I live in Dublin 7, on the north side of Dublin. Historically, the north side has been run-down and under-developed, always losing out to the more well-maintained, and well-funded, south side.
A few years ago, though, it looked like this was changing; the Spire in O’Connell St. was erected, new bars and shops opened, and the Luas line was installed. One site, Smithfield Square in Dublin 7, was radically overhauled; its derelict buildings were renovated or knocked down, new construction was going up, and fantastic architecture was being put in place. The future was looking bright.
That was back around 2000/2001; in fact, I remember walking past the avenue of braziers on Milennium night. Fast forward — I’ve been back in Dublin 6 months now, and as far as I can tell, all that has petered out, while I was away. This Frank McDonald article in the Irish Times sums it up perfectly:
The cafes, bars and restaurants that were meant to be part of [Smithfield] are nowhere to be seen. The promoters had promised residents “an entire lifestyle on your doorstep, extended by the possibilities of the city and beyond”. There was to be an eclectic mix of restaurants and stylish bars – “a unique mix of offerings, ranging from food to culture to entertainment and leisure in a family-friendly development”, according to Paddy Kelly.
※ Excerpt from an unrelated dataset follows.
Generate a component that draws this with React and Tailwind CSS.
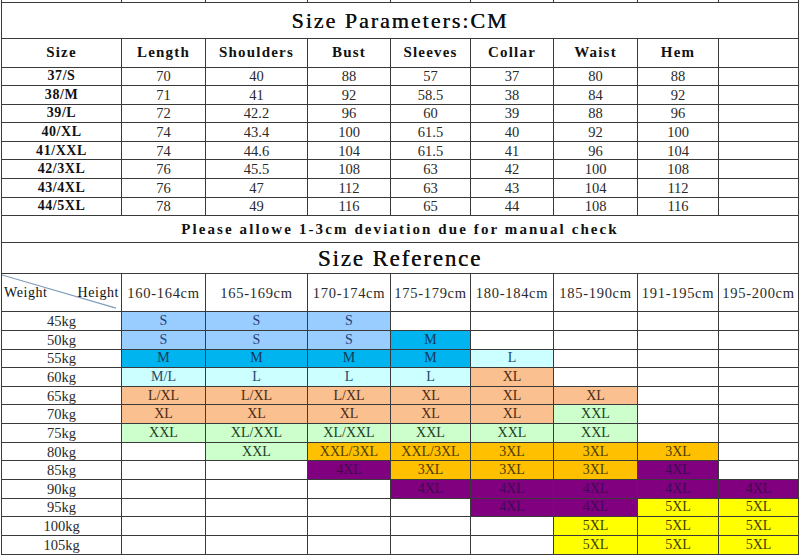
const cols = [120, 84, 102, 83, 80, 83, 84, 81, 80]

const params = [
  ['37/S', '70', '40', '88', '57', '37', '80', '88'],
  ['38/M', '71', '41', '92', '58.5', '38', '84', '92'],
  ['39/L', '72', '42.2', '96', '60', '39', '88', '96'],
  ['40/XL', '74', '43.4', '100', '61.5', '40', '92', '100'],
  ['41/XXL', '74', '44.6', '104', '61.5', '41', '96', '104'],
  ['42/3XL', '76', '45.5', '108', '63', '42', '100', '108'],
  ['43/4XL', '76', '47', '112', '63', '43', '104', '112'],
  ['44/5XL', '78', '49', '116', '65', '44', '108', '116'],
]

const heights = ['160-164cm', '165-169cm', '170-174cm', '175-179cm', '180-184cm', '185-190cm', '191-195cm', '195-200cm']

const tone = {
  s: 'bg-[#99ccff] text-[#27407a]',
  m: 'bg-[#00b4f0] text-[#123a5c]',
  c: 'bg-[#ccffff] text-[#23476b]',
  o: 'bg-[#fac090] text-[#4a2a12]',
  g: 'bg-[#ccffcc] text-[#1e3d1e]',
  y: 'bg-[#ffc000] text-[#4d3b00]',
  p: 'bg-[#800080] text-[#3f0a4f]',
  l: 'bg-[#ffff00] text-[#3d3d00]',
}

// each cell: 'size:tone' or '' for empty
const reference = [
  ['45kg', 'S:s', 'S:s', 'S:s', '', '', '', '', ''],
  ['50kg', 'S:s', 'S:s', 'S:s', 'M:m', '', '', '', ''],
  ['55kg', 'M:m', 'M:m', 'M:m', 'M:m', 'L:c', '', '', ''],
  ['60kg', 'M/L:c', 'L:c', 'L:c', 'L:c', 'XL:o', '', '', ''],
  ['65kg', 'L/XL:o', 'L/XL:o', 'L/XL:o', 'XL:o', 'XL:o', 'XL:o', '', ''],
  ['70kg', 'XL:o', 'XL:o', 'XL:o', 'XL:o', 'XL:o', 'XXL:g', '', ''],
  ['75kg', 'XXL:g', 'XL/XXL:g', 'XL/XXL:g', 'XXL:g', 'XXL:g', 'XXL:g', '', ''],
  ['80kg', '', 'XXL:g', 'XXL/3XL:y', 'XXL/3XL:y', '3XL:y', '3XL:y', '3XL:y', ''],
  ['85kg', '', '', '4XL:p', '3XL:y', '3XL:y', '3XL:y', '4XL:p', ''],
  ['90kg', '', '', '', '4XL:p', '4XL:p', '4XL:p', '4XL:p', '4XL:p'],
  ['95kg', '', '', '', '', '4XL:p', '4XL:p', '5XL:l', '5XL:l'],
  ['100kg', '', '', '', '', '', '5XL:l', '5XL:l', '5XL:l'],
  ['105kg', '', '', '', '', '', '5XL:l', '5XL:l', '5XL:l'],
]

const cell = 'border border-[#3a3a3a] p-0 text-center align-middle'

export default function App() {
  return (
    <div className="w-[800px] h-[556px] bg-white overflow-hidden pl-px font-['Liberation_Serif',serif] text-[#111]">
      <table className="border-collapse table-fixed w-[797px]">
        <colgroup>
          {cols.map((w, i) => (
            <col key={i} style={{ width: w }} />
          ))}
        </colgroup>
        <tbody>
          <tr className="h-[2px]">
            {cols.map((_, i) => (
              <td key={i} className="border-x border-[#3a3a3a] p-0" />
            ))}
          </tr>
          <tr className="h-[36px]">
            <td colSpan={9} className={`${cell} text-[22px] tracking-[0.09em] leading-none pt-[2px] [text-shadow:0.3px_0_0_#111]`}>
              Size Parameters:CM
            </td>
          </tr>
          <tr className="h-[29px]">
            {['Size', 'Length', 'Shoulders', 'Bust', 'Sleeves', 'Collar', 'Waist', 'Hem', ''].map((h, i) => (
              <td key={i} className={`${cell} text-[15px] tracking-[0.08em] font-bold leading-none`}>
                {h}
              </td>
            ))}
          </tr>
          {params.map((row, r) => (
            <tr key={r} className="h-[18.6px]">
              {row.map((v, i) => (
                <td
                  key={i}
                  className={`${cell} leading-[16px] ${i === 0 ? 'text-[14px] font-bold tracking-[0.04em]' : 'text-[14.5px] text-[#2a2a2a]'}`}
                >
                  {v}
                </td>
              ))}
              <td className={cell} />
            </tr>
          ))}
          <tr className="h-[27px]">
            <td colSpan={9} className={`${cell} text-[15px] tracking-[0.14em] font-bold leading-none`}>
              Please allowe 1-3cm deviation due for manual check
            </td>
          </tr>
          <tr className="h-[31px]">
            <td colSpan={9} className={`${cell} text-[23px] tracking-[0.08em] leading-none [text-shadow:0.3px_0_0_#111]`}>
              Size Reference
            </td>
          </tr>
          <tr className="h-[38px]">
            <td className={`${cell} relative`}>
              <svg className="absolute inset-0 w-full h-full" viewBox="0 0 120 38" preserveAspectRatio="none">
                <line x1="0" y1="1" x2="115" y2="35" stroke="#7f9cbc" strokeWidth="1.2" />
              </svg>
              <div className="relative flex justify-between items-center px-[2px] text-[14px] tracking-[0.04em] leading-none">
                <span>Weight</span>
                <span>Height</span>
              </div>
            </td>
            {heights.map((h) => (
              <td key={h} className={`${cell} text-[14.5px] tracking-[0.05em] leading-none text-[#2a2a2a]`}>
                {h}
              </td>
            ))}
          </tr>
          {reference.map(([weight, ...sizes]) => (
            <tr key={weight} className="h-[18.65px]">
              <td className={`${cell} text-[14.5px] leading-[16px] text-[#2a2a2a]`}>{weight}</td>
              {sizes.map((s, i) => {
                const [label, t] = s.split(':')
                return (
                  <td key={i} className={`${cell} text-[14px] leading-[16px] ${t ? tone[t] : ''}`}>
                    {label}
                  </td>
                )
              })}
            </tr>
          ))}
        </tbody>
      </table>
    </div>
  )
}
In November 2003, his son Chris said: “We are hoping it will emulate the New York example where everything – from your launderette, hairdresser and your masseuse – is only a block away, and that people will live, work and socialise within the same area”. On another occasion, London’s Covent Garden was cited as the urban model.
Incredibly, the lower end of Smithfield – through which Luas runs – remains unfinished six years after the rest of it was re-paved in an award-winning scheme by McGarry Ni Eanaigh Architects. It also has a redundant stone-clad structure, which served briefly as a plug-in point for open-air concerts.
The only real entertainment available in the area is the annual Christmas ice rink or the seriously indigenous and pre-existing horse fair, still being held on the first Sunday of every month.
Otherwise, the plaza attracts an assortment of winos, or juvenile offenders on their way to the Children’s Court, handcuffed to prison warders.
The little stage set up for open-air concerts is now covered in graffiti, and hosts a solid crew of junkies and winos; the braziers are no longer lit; the square boasts a permanent encrustation of construction fencing. The fruit and veg market that used to be held in one of the buildings has been bought out and moved on to somewhere on the outskirts of town, replaced by “Fresh“, which — while it sells the odd bit of interesting food, like the nice Bretzel bakery bread — is really just an upscale Spar. Even the local Indian takeaway has dropped in quality, and is now shipping out generic dishes that aren’t even made with Indian spices.
To be quite honest, Smithfield — and, to be honest, much of the north side — gives the impression it’s been abandoned again, after only one or two years of short-term investment, and no long-term thinking.
(PS: it’s not over for Dublin 7, though — about a half-mile from Smithfield, a flashy new restaurant is set to open this weekend. But who’s to say that Capel St. won’t find itself similarly forgotten in a year or two?)